The audit trail will show what passes existed at the violation time. Cross-reference carefully.

Can a resident issue a pass for their own vehicle if they're temporarily driving a rental? Yes. Visitor passes don't have to be for someone else's vehicle — they're for any vehicle. If your registered vehicle is in the shop and you're driving a rental, issue a visitor pass for the rental's plate.

What if a visitor stays longer than the maximum pass duration allows? Issue a follow-up pass when the first one expires. Subject to the per-plate concurrent limit (if "concurrent" means overlapping; if the first pass has expired, a new pass isn't concurrent).

Can I issue a pass retroactively (for a visit that already happened)? Not typically — passes are forward-looking. If a visitor was towed and shouldn't have been, that's something to take up with the towing operator directly, not something a retroactive pass solves.

How do I handle a one-time large event (wedding, holiday party)? For events where you expect many visitor vehicles:

  1. Coordinate with your towing partner ahead of time — they may temporarily suspend enforcement
  2. Issue manager passes for known attendees
  3. Communicate event timing clearly so residents can issue their own guest passes
  4. Consider hiring a parking valet or shuttle to keep cars off the property entirely

Can a resident issue a pass for someone else's vehicle they don't even know? Yes — the pass is for a plate, not a person. But the resident is responsible for the pass.

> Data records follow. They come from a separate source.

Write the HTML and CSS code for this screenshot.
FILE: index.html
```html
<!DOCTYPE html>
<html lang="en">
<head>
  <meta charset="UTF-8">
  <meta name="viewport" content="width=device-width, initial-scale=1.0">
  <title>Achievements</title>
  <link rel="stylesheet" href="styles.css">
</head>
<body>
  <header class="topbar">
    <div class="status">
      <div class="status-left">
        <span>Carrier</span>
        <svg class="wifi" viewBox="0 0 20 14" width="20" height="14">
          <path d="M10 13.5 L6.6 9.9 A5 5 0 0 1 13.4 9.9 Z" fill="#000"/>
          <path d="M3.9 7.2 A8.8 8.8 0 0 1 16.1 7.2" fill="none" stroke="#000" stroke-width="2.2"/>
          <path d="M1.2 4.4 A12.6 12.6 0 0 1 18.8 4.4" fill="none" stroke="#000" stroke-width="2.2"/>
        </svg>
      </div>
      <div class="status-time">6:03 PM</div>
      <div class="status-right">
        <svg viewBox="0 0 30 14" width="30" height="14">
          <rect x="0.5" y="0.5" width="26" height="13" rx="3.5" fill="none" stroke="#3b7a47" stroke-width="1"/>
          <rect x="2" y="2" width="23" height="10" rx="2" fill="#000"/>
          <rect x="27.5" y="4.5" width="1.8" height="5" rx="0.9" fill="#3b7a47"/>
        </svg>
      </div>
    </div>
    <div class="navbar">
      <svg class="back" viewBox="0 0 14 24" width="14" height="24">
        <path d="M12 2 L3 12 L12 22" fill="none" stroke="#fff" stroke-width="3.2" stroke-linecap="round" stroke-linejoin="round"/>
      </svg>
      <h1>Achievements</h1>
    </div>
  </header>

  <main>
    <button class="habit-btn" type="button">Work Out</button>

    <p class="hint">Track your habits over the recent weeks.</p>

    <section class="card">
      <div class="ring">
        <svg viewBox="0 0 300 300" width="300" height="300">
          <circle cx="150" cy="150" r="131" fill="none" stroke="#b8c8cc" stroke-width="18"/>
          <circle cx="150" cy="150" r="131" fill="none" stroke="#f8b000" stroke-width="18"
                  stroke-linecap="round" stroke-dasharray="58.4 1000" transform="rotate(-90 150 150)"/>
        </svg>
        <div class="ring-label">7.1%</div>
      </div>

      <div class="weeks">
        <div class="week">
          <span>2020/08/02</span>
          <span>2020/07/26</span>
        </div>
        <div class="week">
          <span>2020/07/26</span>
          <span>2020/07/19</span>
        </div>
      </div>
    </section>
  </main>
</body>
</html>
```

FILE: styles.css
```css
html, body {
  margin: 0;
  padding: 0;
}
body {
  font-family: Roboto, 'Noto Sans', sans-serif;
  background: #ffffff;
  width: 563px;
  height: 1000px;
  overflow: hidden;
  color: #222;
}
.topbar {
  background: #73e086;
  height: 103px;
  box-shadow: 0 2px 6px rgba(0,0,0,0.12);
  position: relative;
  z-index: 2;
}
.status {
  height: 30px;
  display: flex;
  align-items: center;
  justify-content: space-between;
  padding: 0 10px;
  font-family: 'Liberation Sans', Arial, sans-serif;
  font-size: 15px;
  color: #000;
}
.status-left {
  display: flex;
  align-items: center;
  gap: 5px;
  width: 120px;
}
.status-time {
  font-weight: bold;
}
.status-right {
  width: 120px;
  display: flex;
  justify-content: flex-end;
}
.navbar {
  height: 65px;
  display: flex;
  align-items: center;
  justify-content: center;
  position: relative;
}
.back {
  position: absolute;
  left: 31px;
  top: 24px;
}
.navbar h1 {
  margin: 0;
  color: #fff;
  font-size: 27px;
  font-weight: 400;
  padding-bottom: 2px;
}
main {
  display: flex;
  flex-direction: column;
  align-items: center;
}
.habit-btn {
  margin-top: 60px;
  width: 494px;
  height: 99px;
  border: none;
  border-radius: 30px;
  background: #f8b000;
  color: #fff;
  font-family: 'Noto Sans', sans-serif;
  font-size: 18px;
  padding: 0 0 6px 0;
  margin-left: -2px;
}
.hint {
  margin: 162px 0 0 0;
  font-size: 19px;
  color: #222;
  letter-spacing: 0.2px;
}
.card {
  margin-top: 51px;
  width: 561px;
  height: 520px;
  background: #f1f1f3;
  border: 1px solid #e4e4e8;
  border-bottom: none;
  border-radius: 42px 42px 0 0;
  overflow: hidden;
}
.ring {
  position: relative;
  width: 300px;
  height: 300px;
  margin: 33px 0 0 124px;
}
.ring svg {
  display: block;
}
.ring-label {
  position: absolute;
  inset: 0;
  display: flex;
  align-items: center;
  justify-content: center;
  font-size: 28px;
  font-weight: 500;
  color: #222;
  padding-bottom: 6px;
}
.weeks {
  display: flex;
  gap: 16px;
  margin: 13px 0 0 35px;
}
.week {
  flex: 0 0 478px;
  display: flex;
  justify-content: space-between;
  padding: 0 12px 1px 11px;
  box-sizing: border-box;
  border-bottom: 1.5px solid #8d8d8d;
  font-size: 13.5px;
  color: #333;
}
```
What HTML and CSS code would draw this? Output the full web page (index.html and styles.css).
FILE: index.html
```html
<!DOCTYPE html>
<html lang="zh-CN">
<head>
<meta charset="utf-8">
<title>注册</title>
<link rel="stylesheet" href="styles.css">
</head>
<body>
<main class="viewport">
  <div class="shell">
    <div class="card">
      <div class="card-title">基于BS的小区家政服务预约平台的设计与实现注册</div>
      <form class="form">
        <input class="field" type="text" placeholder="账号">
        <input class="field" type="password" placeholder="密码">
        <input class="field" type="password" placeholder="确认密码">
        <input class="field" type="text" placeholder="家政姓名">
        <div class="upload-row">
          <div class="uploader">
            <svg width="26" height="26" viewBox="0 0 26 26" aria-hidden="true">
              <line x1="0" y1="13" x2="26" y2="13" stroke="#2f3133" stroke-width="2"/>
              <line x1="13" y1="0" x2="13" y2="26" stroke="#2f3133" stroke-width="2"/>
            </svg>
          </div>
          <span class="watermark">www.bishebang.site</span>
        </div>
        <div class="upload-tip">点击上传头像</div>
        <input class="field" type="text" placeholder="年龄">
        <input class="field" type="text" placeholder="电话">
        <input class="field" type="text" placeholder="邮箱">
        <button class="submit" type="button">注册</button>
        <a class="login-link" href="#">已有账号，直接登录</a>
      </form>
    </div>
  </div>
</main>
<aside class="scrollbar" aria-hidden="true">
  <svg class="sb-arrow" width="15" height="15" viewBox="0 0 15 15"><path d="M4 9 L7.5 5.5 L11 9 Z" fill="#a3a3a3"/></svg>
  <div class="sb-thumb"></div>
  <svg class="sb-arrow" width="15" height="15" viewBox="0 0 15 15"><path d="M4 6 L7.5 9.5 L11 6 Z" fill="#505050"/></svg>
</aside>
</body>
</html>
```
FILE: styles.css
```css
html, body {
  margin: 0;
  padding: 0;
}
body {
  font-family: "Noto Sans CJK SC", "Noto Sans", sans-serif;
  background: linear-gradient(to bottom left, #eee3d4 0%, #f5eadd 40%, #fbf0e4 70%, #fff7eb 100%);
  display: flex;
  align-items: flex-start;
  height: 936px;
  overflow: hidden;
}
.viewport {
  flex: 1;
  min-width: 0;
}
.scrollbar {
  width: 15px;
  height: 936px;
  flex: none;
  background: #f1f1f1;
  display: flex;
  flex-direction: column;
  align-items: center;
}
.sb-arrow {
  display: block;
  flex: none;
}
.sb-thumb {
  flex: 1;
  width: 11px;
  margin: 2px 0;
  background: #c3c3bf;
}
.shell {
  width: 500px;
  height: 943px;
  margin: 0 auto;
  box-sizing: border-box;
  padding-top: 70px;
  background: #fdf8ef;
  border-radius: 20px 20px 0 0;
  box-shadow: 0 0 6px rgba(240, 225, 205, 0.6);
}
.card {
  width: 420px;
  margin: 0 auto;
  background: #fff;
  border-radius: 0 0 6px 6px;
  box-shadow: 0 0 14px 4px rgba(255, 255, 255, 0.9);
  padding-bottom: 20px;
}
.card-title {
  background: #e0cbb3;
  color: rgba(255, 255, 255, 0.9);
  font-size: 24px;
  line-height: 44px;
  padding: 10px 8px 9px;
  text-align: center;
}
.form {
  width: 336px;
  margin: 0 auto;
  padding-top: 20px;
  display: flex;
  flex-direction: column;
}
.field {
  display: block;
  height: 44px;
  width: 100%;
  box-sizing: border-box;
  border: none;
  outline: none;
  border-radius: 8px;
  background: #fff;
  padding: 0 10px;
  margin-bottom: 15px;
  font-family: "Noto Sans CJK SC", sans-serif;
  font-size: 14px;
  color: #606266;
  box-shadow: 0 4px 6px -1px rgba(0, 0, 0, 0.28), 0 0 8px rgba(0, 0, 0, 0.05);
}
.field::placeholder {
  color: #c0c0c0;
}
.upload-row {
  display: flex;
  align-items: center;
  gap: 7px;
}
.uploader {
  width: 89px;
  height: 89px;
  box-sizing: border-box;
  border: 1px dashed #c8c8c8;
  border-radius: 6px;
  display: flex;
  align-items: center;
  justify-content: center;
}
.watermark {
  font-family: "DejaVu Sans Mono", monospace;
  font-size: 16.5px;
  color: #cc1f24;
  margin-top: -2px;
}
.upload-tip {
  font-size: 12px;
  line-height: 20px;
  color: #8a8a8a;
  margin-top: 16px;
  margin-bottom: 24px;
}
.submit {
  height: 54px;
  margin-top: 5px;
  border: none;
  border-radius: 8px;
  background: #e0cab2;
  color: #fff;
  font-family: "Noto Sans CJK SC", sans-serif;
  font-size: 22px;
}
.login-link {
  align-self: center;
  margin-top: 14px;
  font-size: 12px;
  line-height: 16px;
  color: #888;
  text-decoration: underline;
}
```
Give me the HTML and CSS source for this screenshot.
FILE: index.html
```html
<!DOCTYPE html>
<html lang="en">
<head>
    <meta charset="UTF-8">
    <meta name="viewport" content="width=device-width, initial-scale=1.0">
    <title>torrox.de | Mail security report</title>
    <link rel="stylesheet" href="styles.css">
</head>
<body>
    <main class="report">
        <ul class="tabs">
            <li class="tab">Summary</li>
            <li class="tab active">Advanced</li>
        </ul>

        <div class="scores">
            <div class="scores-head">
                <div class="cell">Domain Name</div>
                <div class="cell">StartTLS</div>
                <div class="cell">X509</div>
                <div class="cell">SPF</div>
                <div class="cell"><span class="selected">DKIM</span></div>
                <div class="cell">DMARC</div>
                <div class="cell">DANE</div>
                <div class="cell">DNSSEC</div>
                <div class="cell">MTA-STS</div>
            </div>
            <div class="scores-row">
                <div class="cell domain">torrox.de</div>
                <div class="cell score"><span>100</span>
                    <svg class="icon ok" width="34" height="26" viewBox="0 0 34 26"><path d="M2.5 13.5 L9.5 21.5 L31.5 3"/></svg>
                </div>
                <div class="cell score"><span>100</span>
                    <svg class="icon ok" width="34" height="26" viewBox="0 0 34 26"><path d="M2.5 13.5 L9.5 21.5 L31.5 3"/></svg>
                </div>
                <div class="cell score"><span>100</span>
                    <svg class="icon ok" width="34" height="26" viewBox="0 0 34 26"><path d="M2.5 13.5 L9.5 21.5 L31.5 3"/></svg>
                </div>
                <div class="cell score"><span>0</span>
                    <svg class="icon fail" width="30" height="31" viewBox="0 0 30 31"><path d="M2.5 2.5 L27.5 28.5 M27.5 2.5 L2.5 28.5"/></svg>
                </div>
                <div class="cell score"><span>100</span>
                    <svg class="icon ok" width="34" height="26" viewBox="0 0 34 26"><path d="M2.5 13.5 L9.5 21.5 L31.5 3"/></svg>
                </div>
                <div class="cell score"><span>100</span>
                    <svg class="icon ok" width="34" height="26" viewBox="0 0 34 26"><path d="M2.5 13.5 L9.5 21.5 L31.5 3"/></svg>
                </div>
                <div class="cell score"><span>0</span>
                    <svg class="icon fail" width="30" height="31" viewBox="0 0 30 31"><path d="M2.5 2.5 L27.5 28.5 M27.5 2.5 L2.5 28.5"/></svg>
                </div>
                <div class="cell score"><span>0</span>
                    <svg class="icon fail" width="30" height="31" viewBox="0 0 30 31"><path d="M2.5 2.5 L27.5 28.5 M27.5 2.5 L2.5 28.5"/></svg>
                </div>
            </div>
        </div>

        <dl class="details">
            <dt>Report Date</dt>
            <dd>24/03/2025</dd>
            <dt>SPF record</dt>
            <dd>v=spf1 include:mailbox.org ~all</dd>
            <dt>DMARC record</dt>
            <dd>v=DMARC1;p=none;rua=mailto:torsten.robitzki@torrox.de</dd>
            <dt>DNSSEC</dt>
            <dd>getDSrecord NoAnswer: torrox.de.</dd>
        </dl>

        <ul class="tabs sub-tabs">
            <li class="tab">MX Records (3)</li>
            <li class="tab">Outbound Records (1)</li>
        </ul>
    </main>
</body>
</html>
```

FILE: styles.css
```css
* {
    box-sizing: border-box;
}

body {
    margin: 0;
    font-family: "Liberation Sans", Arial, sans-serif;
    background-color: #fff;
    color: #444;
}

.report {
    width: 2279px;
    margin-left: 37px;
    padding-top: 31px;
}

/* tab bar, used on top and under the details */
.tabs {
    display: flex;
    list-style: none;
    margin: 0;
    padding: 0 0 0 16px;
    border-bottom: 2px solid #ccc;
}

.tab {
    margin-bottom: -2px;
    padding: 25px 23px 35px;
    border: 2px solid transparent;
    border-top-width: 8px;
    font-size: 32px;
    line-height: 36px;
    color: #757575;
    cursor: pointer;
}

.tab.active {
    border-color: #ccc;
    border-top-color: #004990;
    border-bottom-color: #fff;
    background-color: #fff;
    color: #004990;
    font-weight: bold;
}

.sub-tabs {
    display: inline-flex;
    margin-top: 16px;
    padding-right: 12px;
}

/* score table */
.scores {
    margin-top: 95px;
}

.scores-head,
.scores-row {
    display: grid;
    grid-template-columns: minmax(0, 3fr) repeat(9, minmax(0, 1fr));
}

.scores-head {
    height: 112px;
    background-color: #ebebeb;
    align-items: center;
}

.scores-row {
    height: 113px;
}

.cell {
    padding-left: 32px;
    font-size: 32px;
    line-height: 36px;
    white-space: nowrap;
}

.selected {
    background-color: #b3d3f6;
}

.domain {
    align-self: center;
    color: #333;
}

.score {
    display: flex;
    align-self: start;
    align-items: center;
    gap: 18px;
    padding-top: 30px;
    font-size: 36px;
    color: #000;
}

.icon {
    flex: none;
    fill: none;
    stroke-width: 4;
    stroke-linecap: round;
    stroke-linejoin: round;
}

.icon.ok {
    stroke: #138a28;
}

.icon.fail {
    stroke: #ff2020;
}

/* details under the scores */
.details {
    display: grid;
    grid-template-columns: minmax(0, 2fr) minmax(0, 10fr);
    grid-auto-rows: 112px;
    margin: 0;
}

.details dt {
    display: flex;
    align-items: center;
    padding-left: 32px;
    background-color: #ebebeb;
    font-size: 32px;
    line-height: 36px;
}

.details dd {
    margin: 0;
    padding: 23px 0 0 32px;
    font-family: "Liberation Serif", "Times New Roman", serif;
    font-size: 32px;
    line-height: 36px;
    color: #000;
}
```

If the vehicle causes problems, the resident's account history reflects that.


Best practices

  • Train residents on the self-service flow — Reduces manager workload
  • Set sensible per-plate limits — Default values work for most properties; adjust if you have unusual patterns
  • Use exempt plates for recurring vehicles — Saves monthly cap
  • Audit monthly cap usage — If you're consistently hitting it, upgrade your tier or investigate why
  • Document unusual exceptions in pass notes — Future you will thank current you when reviewing audit logs
  • Communicate the visitor pass rules to residents — Print signage near the leasing office or include in welcome packets

Next steps

Questions about visitor pass management? Email support@shieldmylot.com.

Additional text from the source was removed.